Where History Stands and Still Speaks: Photographing the National Civil Rights Museum
- Kenneth Hiner Photography

- Sep 27, 2025
- 1 min read
Anniversaries have a way of slowing you down, even just for a moment. Today marks another year for the National Civil Rights Museum here in Memphis — a place built not just to remember history, but to confront it, learn from it, and let it reshape us.
Walking up to the museum, you can feel the weight before you ever step inside. Not a heaviness meant to push you away, but the kind that makes you stand a little quieter, breathe a little deeper. These halls aren’t filled with displays — they’re filled with lives. Movements. Decisions made by people who refused to accept the world as it was and chose instead to change it.

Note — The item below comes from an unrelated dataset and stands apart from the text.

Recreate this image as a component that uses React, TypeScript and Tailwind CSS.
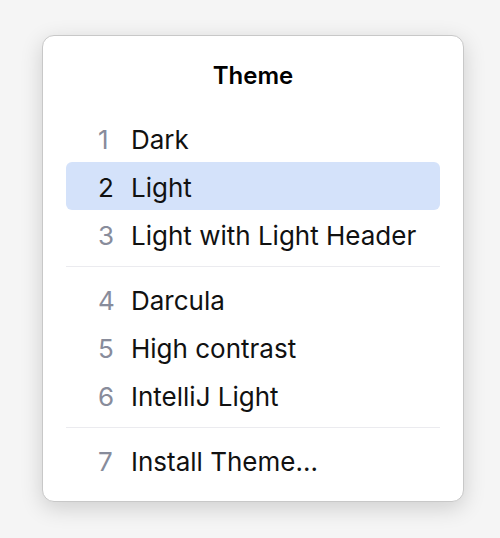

Every visit is a reminder that the Civil Rights Movement isn’t ancient history. It’s yesterday. It’s now. It’s ongoing. The courage, the loss, the victories, the voices — they still echo through Memphis, and through this country.
As a photographer, I’m drawn to places where humanity and history collide. The museum is one of those rare places where the past feels present, where you’re not just witnessing what happened, but feeling the tension, the hope, and the responsibility it leaves behind. A photograph can’t tell the whole story, but it can capture a moment of reflection — a reminder of the work that’s been done and the work still left to do.
The National Civil Rights Museum doesn’t just hold the past. It asks you to carry its lessons with you.